DATA SEGMENT ::
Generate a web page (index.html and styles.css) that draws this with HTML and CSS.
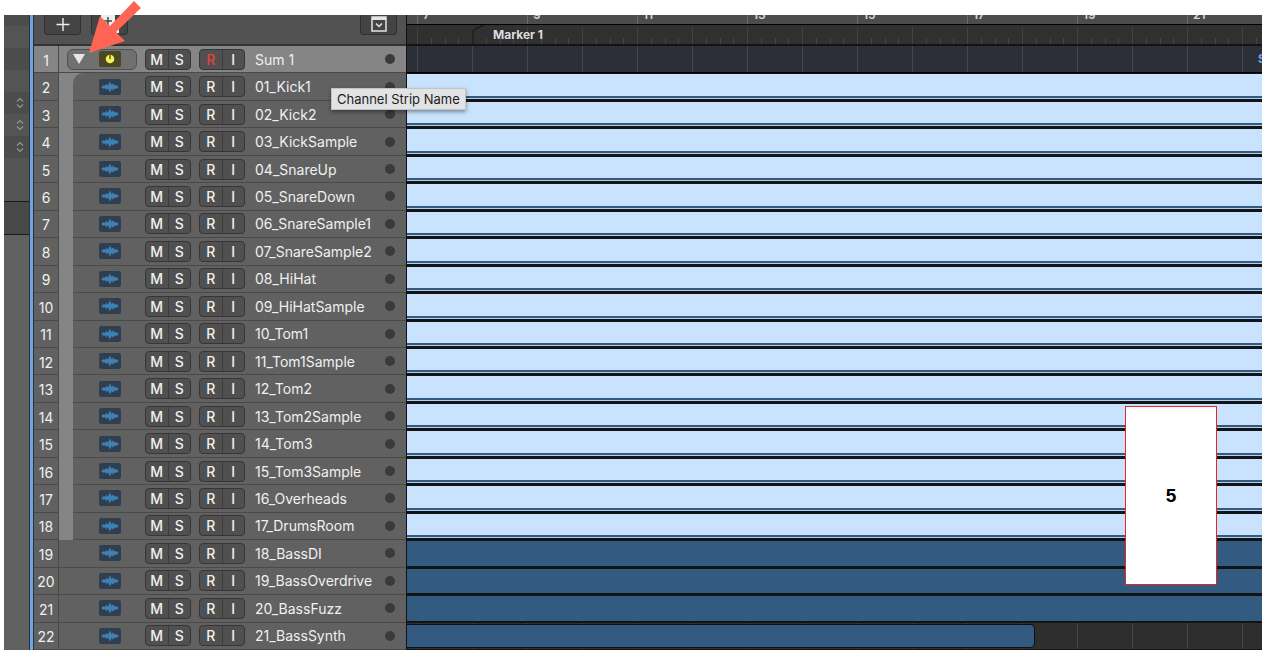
FILE: index.html
```
<!DOCTYPE html>
<html lang="en">
<head>
<meta charset="UTF-8" />
<meta name="viewport" content="width=device-width, initial-scale=1.0"/>
<title>Track Stack</title>
<link rel="stylesheet" href="styles.css">
</head>
<body>

<svg class="symbols">
  <symbol id="wave" viewBox="0 0 22 16">
    <path d="M2 8L5 6L6 7L7.500 5L9 6.500L11 2.500L12.500 6L14 4.500L15.500 6.500L17 6L20 8L17 10L15.500 9.500L14 11.500L12.500 10L11 13.500L9 9.500L7.500 11L6 9L5 10Z" fill="#3f80b5"/>
  </symbol>
  <symbol id="knob" viewBox="0 0 22 16">
    <circle cx="11" cy="8" r="4.300" fill="#f4ee55"/>
    <path d="M11 4v4" stroke="#5a571c" stroke-width="1.400"/>
  </symbol>
  <symbol id="updown" viewBox="0 0 10 12">
    <path d="M2 4.500L5 1.500L8 4.500M2 7.500L5 10.500L8 7.500" stroke="#969696" stroke-width="1.200" fill="none"/>
  </symbol>
</svg>

<div class="window">
  <aside class="inspector">
    <div class="strip"></div>
    <div class="strip light"></div>
    <div class="strip"></div>
    <div class="strip light"></div>
    <div class="strip"><svg><use href="#updown"/></svg></div>
    <div class="strip light"><svg><use href="#updown"/></svg></div>
    <div class="strip"><svg><use href="#updown"/></svg></div>
    <div class="strip tall"></div>
    <div class="strip section"></div>
    <div class="rest"></div>
  </aside>

  <section class="tracks">
    <header class="toolbar">
      <button class="tool" aria-label="Add track">
        <svg width="14" height="14" viewBox="0 0 14 14"><path d="M7 0v13M0.500 6.500h13" stroke="#eee" stroke-width="1.400"/></svg>
      </button>
      <button class="tool" aria-label="Duplicate track">
        <svg width="22" height="20" viewBox="0 0 22 20"><rect x="2" y="-2" width="14" height="14" rx="1" fill="#eee"/><path d="M9 2v8M5 6h8" stroke="#444" stroke-width="1.500"/><path d="M19 5v12H8" stroke="#eee" stroke-width="2" fill="none"/></svg>
      </button>
      <button class="tool config" aria-label="Track header options">
        <svg width="16" height="16" viewBox="0 0 16 16"><rect x="1" y="0" width="14" height="14" fill="none" stroke="#e4e4e4" stroke-width="1.500"/><path d="M1 1.500h14" stroke="#e4e4e4" stroke-width="3"/><path d="M5 6.500l3 3l3-3" stroke="#e4e4e4" stroke-width="1.500" fill="none"/></svg>
      </button>
    </header>
    <ol class="track-list" id="trackList"></ol>
  </section>

  <section class="arrange">
    <div class="ruler" id="ruler"></div>
    <div class="markers">
      <svg width="14" height="19" viewBox="0 0 14 19"><path d="M1 19V5L12 0" stroke="#1c1c1c" stroke-width="1.500" fill="none"/></svg>
      <span>Marker 1</span>
    </div>
    <div class="lanes" id="lanes"></div>
  </section>
</div>

<div class="tooltip" role="tooltip">Channel Strip Name</div>
<div class="callout">5</div>
<svg class="arrow" width="60" height="60" viewBox="0 0 60 60">
  <path d="M9 53L20 16L30 26L54 1L61 8L36 32L45 41Z" fill="#ff6554"/>
</svg>

<script src="tracks.js"></script>
</body>
</html>
```
FILE: styles.css
```
* {
  box-sizing: border-box;
}
body {
  margin: 0;
  background-color: #fff;
  color: #f0f0f0;
  font-family: Inter, "Liberation Sans", sans-serif;
  font-size: 14px;
}
button {
  margin: 0;
  padding: 0;
  border: none;
  background: none;
  color: inherit;
  font: inherit;
}
.symbols {
  display: none;
}
.window {
  display: flex;
  height: calc(100vh - 24px);
  margin: 15px 6px 9px 4px;
  overflow: hidden;
}

/* Inspector */
.inspector {
  display: flex;
  flex-direction: column;
  flex: none;
  width: 30px;
  border-right: 1px solid #303030;
  box-shadow: inset -3px 0 #6aa5e8, inset -4px 0 #303030;
  background-color: #616161;
}
.strip {
  display: flex;
  align-items: center;
  justify-content: center;
  height: 22px;
  margin-right: 4px;
  padding-left: 6px;
  background-color: #4c4c4c;
}
.strip:first-child {
  height: 11px;
}
.strip.light {
  background-color: #545454;
}
.strip svg {
  width: 10px;
  height: 12px;
}
.strip.tall {
  height: 43px;
  background-color: #545454;
}
.strip.section {
  height: 34px;
  border-top: 1px solid #1a1a1a;
  border-bottom: 1px solid #1a1a1a;
  background-color: #484848;
}
.rest {
  flex: 1;
}

/* Track headers */
.tracks {
  display: flex;
  flex-direction: column;
  flex: none;
  width: 372px;
}
.toolbar {
  display: flex;
  flex: none;
  gap: 10px;
  height: 31px;
  padding: 0 9px 0 10px;
  border-bottom: 2px solid #333;
  background-color: #525252;
}
.tool {
  display: flex;
  align-items: center;
  justify-content: center;
  width: 37px;
  height: 20px;
  border: 1px solid #303030;
  border-top: none;
  border-radius: 0 0 4px 4px;
  background-color: #444;
}
.tool svg {
  overflow: visible;
}
.tool.config {
  margin-left: auto;
}
.track-list {
  display: grid;
  grid-template-rows: repeat(22, minmax(0, 1fr));
  flex: 1;
  min-height: 0;
  margin: 0;
  padding: 0;
  list-style: none;
}
.track {
  display: flex;
  background-color: #616161;
}
.track.member,
.track.selected {
  background-color: #858585;
}
.number {
  display: flex;
  align-items: center;
  justify-content: center;
  width: 25px;
  padding-top: 2px;
  border-right: 1px solid #4a4a4a;
  border-bottom: 1px solid #4a4a4a;
  background-color: #616161;
}
.header {
  display: flex;
  align-items: center;
  flex: 1;
  margin-left: 14px;
  padding-right: 11px;
  border-bottom: 1px solid #4a4a4a;
  background-color: #616161;
}
.track.selected .number,
.track.selected .header {
  background-color: #858585;
}
.track:not(.member) .header {
  margin-left: 0;
  padding-left: 14px;
}
.track.selected .header {
  padding-left: 8px;
}
.track.selected + .member .header {
  border-top-left-radius: 10px;
}
.icon {
  width: 22px;
  height: 16px;
  margin: 0 24px 0 26px;
  border-radius: 2px;
  background-color: #2f3f4f;
}
.stack {
  display: flex;
  align-items: center;
  width: 70px;
  height: 21px;
  margin-right: 8px;
  padding: 0 0 0 5px;
  border: 1px solid #505050;
  border-radius: 6px;
  background-color: #707070;
}
.track.selected .stack .icon {
  margin: 0 0 0 14px;
  background-color: #4a4824;
}
.pair {
  display: flex;
  width: 46px;
  height: 21px;
  margin-right: 8px;
  border: 1px solid #363636;
  border-radius: 4px;
  background-color: #505050;
}
.pair button {
  flex: 1;
  font-weight: 500;
}
.pair button + button {
  border-left: 1px solid #3c3c3c;
}
.pair .armed {
  color: #e8403c;
}
.name {
  flex: 1;
  margin-left: 2px;
  white-space: nowrap;
}
.dot {
  width: 10px;
  height: 10px;
  border-radius: 50%;
  background-color: #3a3a3a;
}

/* Arrange area */
.arrange {
  display: flex;
  flex-direction: column;
  flex: 1;
  min-width: 0;
  border-left: 1px solid #111;
}
.ruler {
  display: flex;
  flex: none;
  height: 10px;
  padding-left: 10px;
  overflow: hidden;
  border-bottom: 1px solid #000;
  background-color: #4c4c4c;
}
.ruler span {
  flex: none;
  width: 110px;
  height: 11px;
  margin-top: -1px;
  padding-left: 5px;
  border-left: 1px solid #6a6a6a;
  font-size: 12px;
  font-weight: 600;
  line-height: 1px;
  color: #d8d8d8;
}
.markers {
  display: flex;
  flex: none;
  height: 21px;
  padding-left: 65px;
  border-bottom: 2px solid #131416;
  background-color: #303030;
  background-image:
    repeating-linear-gradient(to right, #444 0 1px, transparent 1px 55px),
    repeating-linear-gradient(to right, #444 0 1px, transparent 1px 14px, #444 14px 15px, transparent 15px 28px, #444 28px 29px, transparent 29px 41px, #444 41px 42px, transparent 42px 55px);
  background-position: 10px 3px, 10px 13px;
  background-repeat: no-repeat;
}
.markers span {
  margin-left: 7px;
  font-size: 12px;
  font-weight: 700;
  line-height: 19px;
  color: #ddd;
}
.markers svg {
  flex: none;
}
.lanes {
  display: grid;
  grid-template-rows: repeat(22, minmax(0, 1fr));
  flex: 1;
  min-height: 0;
  background-color: #131416;
}
.lane {
  overflow: hidden;
  padding: 1px 0 2px;
}
.lane.sum,
.lane.open {
  background-color: #2e2e2e;
  background-image: repeating-linear-gradient(to right, #44464a 0 1px, transparent 1px 55px);
  background-position: 10px 0;
  background-repeat: no-repeat;
}
.lane.sum {
  padding: 0;
  border-bottom: 1px solid #000;
  background-color: #2c2f38;
  color: #6fa6ee;
  font-size: 12px;
  font-weight: 700;
  line-height: 26px;
  white-space: nowrap;
}
.lane.sum span {
  margin-left: calc(100% - 4px);
}
.region {
  height: 100%;
  background-color: #335a80;
}
.region.drums {
  background-image: linear-gradient(to top, #b4cfe9 0 1px, #335a80 1px 3px, #c9e3fe 3px);
}
.region.ending {
  border: 1px solid #0c0f13;
  border-left: none;
  border-radius: 0 5px 5px 0;
}
.lane.open {
  padding-bottom: 1px;
  border-bottom: 1px solid #131416;
}

/* Overlays */
.tooltip {
  position: absolute;
  left: 331px;
  top: 88px;
  padding: 0 5px;
  border: 1px solid #c4c4c4;
  background-color: #e2e3e5;
  box-shadow: 0 2px 4px rgba(0,0,0,0.4);
  color: #1c1c1c;
  font-size: 13px;
  line-height: 20px;
}
.callout {
  position: absolute;
  left: 1125px;
  top: 406px;
  display: flex;
  align-items: center;
  justify-content: center;
  width: 92px;
  height: 179px;
  border: 1px solid #e8261f;
  background-color: #fff;
  color: #000;
  font-family: "Liberation Sans", sans-serif;
  font-size: 19px;
  font-weight: 700;
}
.arrow {
  position: absolute;
  left: 80px;
  top: 0;
  overflow: visible;
}
```
FILE: tracks.js
```
const names = [
  'Sum 1', '01_Kick1', '02_Kick2', '03_KickSample', '04_SnareUp', '05_SnareDown',
  '06_SnareSample1', '07_SnareSample2', '08_HiHat', '09_HiHatSample', '10_Tom1',
  '11_Tom1Sample', '12_Tom2', '13_Tom2Sample', '14_Tom3', '15_Tom3Sample',
  '16_Overheads', '17_DrumsRoom', '18_BassDI', '19_BassOverdrive', '20_BassFuzz',
  '21_BassSynth'
];
const lastMember = 17;

const trackList = document.getElementById('trackList');
const lanes = document.getElementById('lanes');
const ruler = document.getElementById('ruler');

function trackHtml(name, i) {
  const kind = i === 0 ? 'selected' : i <= lastMember ? 'member' : '';
  const icon = i === 0
    ? '<button class="stack" aria-label="Toggle stack"><svg width="12" height="10" viewBox="0 0 12 10"><path d="M0 0H12L6 10Z" fill="#e6e6e6"/></svg><svg class="icon"><use href="#knob"/></svg></button>'
    : '<svg class="icon"><use href="#wave"/></svg>';
  return `<li class="track ${kind}">
    <span class="number">${i + 1}</span>
    <div class="header">
      ${icon}
      <div class="pair"><button>M</button><button>S</button></div>
      <div class="pair"><button class="${i === 0 ? 'armed' : ''}">R</button><button>I</button></div>
      <span class="name">${name}</span>
      <span class="dot"></span>
    </div>
  </li>`;
}

function laneHtml(name, i) {
  if (i === 0) {
    return `<div class="lane sum"><span>${name}</span></div>`;
  }
  if (i === names.length - 1) {
    return '<div class="lane open"><div class="region ending" style="width: 73.4%"></div></div>';
  }
  return `<div class="lane"><div class="region ${i <= lastMember ? 'drums' : ''}"></div></div>`;
}

trackList.innerHTML = names.map(trackHtml).join('');
lanes.innerHTML = names.map(laneHtml).join('');

// Bar numbers
for (let bar = 7; bar <= 21; bar += 2) {
  ruler.innerHTML += `<span>${bar}</span>`;
}
```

EXERCISE BRIEF :: Find the lines with the string "styles" and reproduce them.

RESPONSE TO THE TASK ::
Generate a web page (index.html and styles.css) that draws this with HTML and CSS.
<link rel="stylesheet" href="styles.css">
FILE: styles.css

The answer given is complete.